Not surprisingly, the rise of instrumental music was accompanied by improvements in instruments and refinements in tuning Indeed, instrumental music came to dominate musical composition at the very moment that Western musicians were perfecting such stringed instruments as the violin, viola, and cello and such keyboard instruments as the organ and harpsichord. By the early eighteenth century, musicians were adopting the system of tuning known as equal temperament, whereby the octave was divided into twelve half-steps of equal size. Johann Sebastian Bach’s Well-Tempered Clavier (1722) was an attempt to popularize this system to a skeptical musical public. The new attention paid to improving instruments and systematizing tuning mirrored the efforts of scientists and philosophers to bring precision and uniformity to the tools and methods for scientific inquiry.
In the seventeenth century, northern Italy was the world center for the manufacture of violins.
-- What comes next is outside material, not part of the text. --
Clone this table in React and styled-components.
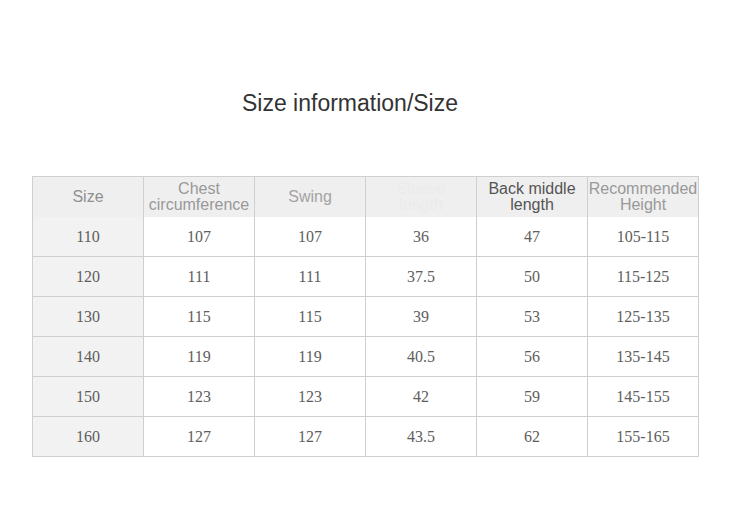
import React from "react";
import styled, { createGlobalStyle } from "styled-components";

const Global = createGlobalStyle`
  html, body { margin: 0; padding: 0; background: #fff; }
  body { font-family: "Liberation Sans", Arial, sans-serif; }
`;

const Page = styled.div`
  width: 750px;
  height: 510px;
  padding: 89px 0 0 32px;
  box-sizing: border-box;
`;

const Title = styled.h1`
  margin: 0;
  width: 636px;
  text-align: center;
  font-family: "Liberation Sans", Arial, sans-serif;
  font-weight: normal;
  font-size: 23px;
  line-height: 28px;
  color: #333;
`;

const Grid = styled.div`
  margin-top: 59px;
  display: grid;
  grid-template-columns: repeat(6, 111px);
  grid-auto-rows: 40px;
  width: 667px;
  border-left: 1px solid #cfcfcf;
  border-top: 1px solid #cfcfcf;
  box-sizing: border-box;
`;

const Cell = styled.div`
  box-sizing: border-box;
  border-right: 1px solid #cfcfcf;
  border-bottom: 1px solid #cfcfcf;
  display: flex;
  align-items: center;
  justify-content: center;
  text-align: center;
  background: ${(p) => (p.$shade ? "#f2f2f2" : "#fff")};
  font-family: "Liberation Serif", "DejaVu Serif", serif;
  font-size: 16px;
  color: #5e5e5e;
  padding-top: 1px;
`;

const HeadCell = styled.div`
  box-sizing: border-box;
  height: 41px;
  border-right: 1px solid #cfcfcf;
  border-bottom: 1px solid #cfcfcf;
  background: #efefef;
  display: flex;
  align-items: center;
  justify-content: center;
  text-align: center;
  font-family: "Liberation Sans", Arial, sans-serif;
  font-size: 16px;
  line-height: 16px;
  color: ${(p) => p.$color || "#999"};
  white-space: nowrap;
  padding-bottom: 1px;
`;

const HeadRow = styled.div`
  display: contents;
`;

const headers = [
  { t: ["Size"], c: "#8f8f8f" },
  { t: ["Chest", "circumference"], c: "#999" },
  { t: ["Swing"], c: "#a3a3a3" },
  { t: ["Sleeve", "length"], c: "#ebebeb" },
  { t: ["Back middle", "length"], c: "#555" },
  { t: ["Recommended", "Height"], c: "#999" },
];

const rows = [
  ["110", "107", "107", "36", "47", "105-115"],
  ["120", "111", "111", "37.5", "50", "115-125"],
  ["130", "115", "115", "39", "53", "125-135"],
  ["140", "119", "119", "40.5", "56", "135-145"],
  ["150", "123", "123", "42", "59", "145-155"],
  ["160", "127", "127", "43.5", "62", "155-165"],
];

export default function App() {
  return (
    <Page>
      <Global />
      <Title>Size information/Size</Title>
      <Grid>
        <HeadRow>
          {headers.map((h, i) => (
            <HeadCell key={i} $color={h.c}>
              <span>
                {h.t.map((l, j) => (
                  <React.Fragment key={j}>
                    {j > 0 && <br />}
                    {l}
                  </React.Fragment>
                ))}
              </span>
            </HeadCell>
          ))}
        </HeadRow>
        {rows.map((r, i) =>
          r.map((v, j) => (
            <Cell key={`${i}-${j}`} $shade={j === 0}>
              {v}
            </Cell>
          ))
        )}
      </Grid>
    </Page>
  );
}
The Amati, Guarneri, and Stradivari families of Cremona, Italy, established the techniques of making high-quality violins that were sought in all of the great courts of Europe. Transmitted from father to son, the construction techniques used to produce these instruments were guarded so secretly that modern violinmakers have never successfully imitated them. Elsewhere, around 1650, earlier instruments were standardized and refined. Also during this period amateur music making was widespread, and professional performance also took a great leap forward, as a new breed of virtuosi inspired the writing of treatises on performance techniques.